*WHAT TO PRODUCE*
Reproduce all the material exactly, minus any pictures it holds.

### PROVIDED MATERIAL ###

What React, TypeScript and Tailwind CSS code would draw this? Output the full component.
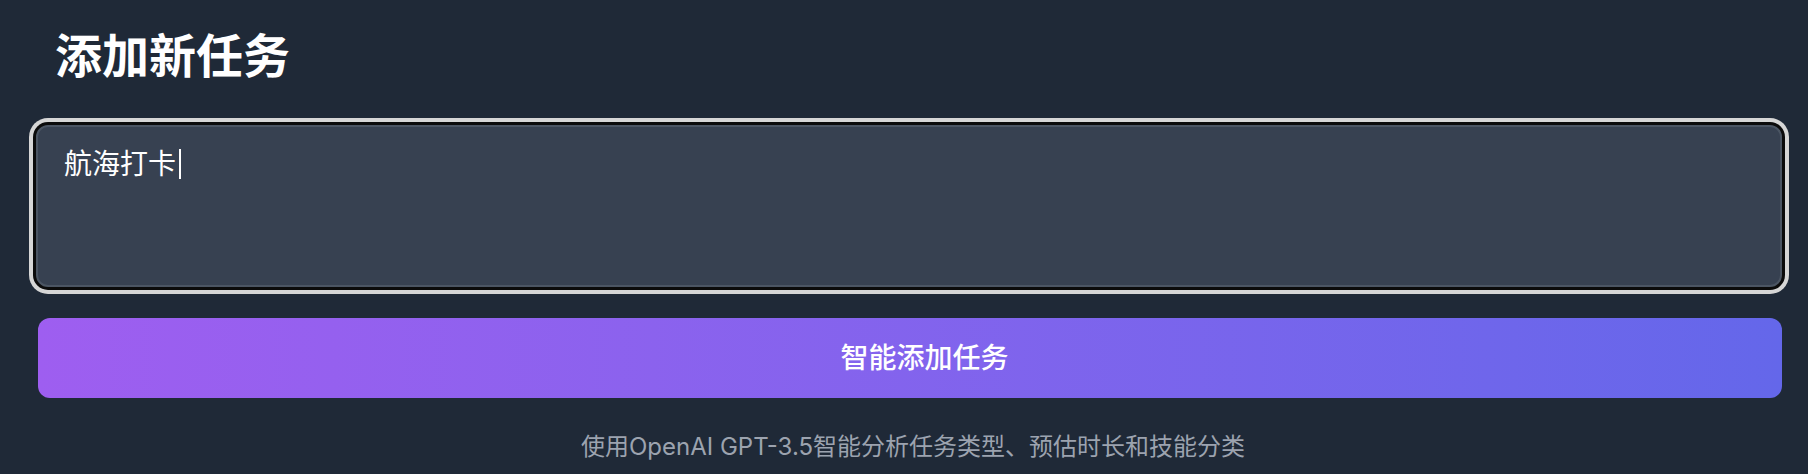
import { useState } from 'react';

// Add-task panel: title, task input, AI submit button, hint line
function App() {
  const [task] = useState('航海打卡');

  return (
    <div className="min-h-screen w-full bg-[#1f2937] pl-[36px] pr-[26px] pt-[24px] font-['Inter','Noto_Sans_CJK_SC',sans-serif]">
      <h2 className="ml-[19px] text-[47px] leading-[64px] font-bold text-white">
        添加新任务
      </h2>

      {/* focused input, with the double focus ring */}
      <div
        role="textbox"
        className="mt-[37px] h-[162px] rounded-[12px] border-2 border-[#4b5563] bg-[#374151] px-[26px] pt-[16px] text-[28px] leading-[42px] text-white shadow-[0_0_0_3px_#0b0b0b,0_0_0_7px_#d6d6d6]"
      >
        {task}
        <span className="ml-[3px] inline-block h-[30px] w-[2px] translate-y-[5px] bg-white" />
      </div>

      <button
        type="button"
        className="mt-[31px] ml-[2px] flex h-[80px] w-[calc(100%-2px)] items-center justify-center rounded-[12px] bg-gradient-to-r from-[#9e5ef0] to-[#6467ea] pl-[29px] text-[28px] font-medium text-white"
      >
        智能添加任务
      </button>

      <p className="mt-[31px] pl-[8px] text-center text-[24px] leading-[36px] text-[#9ca3af]">
        使用OpenAI GPT-3.5智能分析任务类型、预估时长和技能分类
      </p>
    </div>
  );
}

export default App;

###

*EXPECTED OUTPUT*
What React, TypeScript and Tailwind CSS code would draw this? Output the full component.
import { useState } from 'react';

// Add-task panel: title, task input, AI submit button, hint line
function App() {
  const [task] = useState('航海打卡');

  return (
    <div className="min-h-screen w-full bg-[#1f2937] pl-[36px] pr-[26px] pt-[24px] font-['Inter','Noto_Sans_CJK_SC',sans-serif]">
      <h2 className="ml-[19px] text-[47px] leading-[64px] font-bold text-white">
        添加新任务
      </h2>

      {/* focused input, with the double focus ring */}
      <div
        role="textbox"
        className="mt-[37px] h-[162px] rounded-[12px] border-2 border-[#4b5563] bg-[#374151] px-[26px] pt-[16px] text-[28px] leading-[42px] text-white shadow-[0_0_0_3px_#0b0b0b,0_0_0_7px_#d6d6d6]"
      >
        {task}
        <span className="ml-[3px] inline-block h-[30px] w-[2px] translate-y-[5px] bg-white" />
      </div>

      <button
        type="button"
        className="mt-[31px] ml-[2px] flex h-[80px] w-[calc(100%-2px)] items-center justify-center rounded-[12px] bg-gradient-to-r from-[#9e5ef0] to-[#6467ea] pl-[29px] text-[28px] font-medium text-white"
      >
        智能添加任务
      </button>

      <p className="mt-[31px] pl-[8px] text-center text-[24px] leading-[36px] text-[#9ca3af]">
        使用OpenAI GPT-3.5智能分析任务类型、预估时长和技能分类
      </p>
    </div>
  );
}

export default App;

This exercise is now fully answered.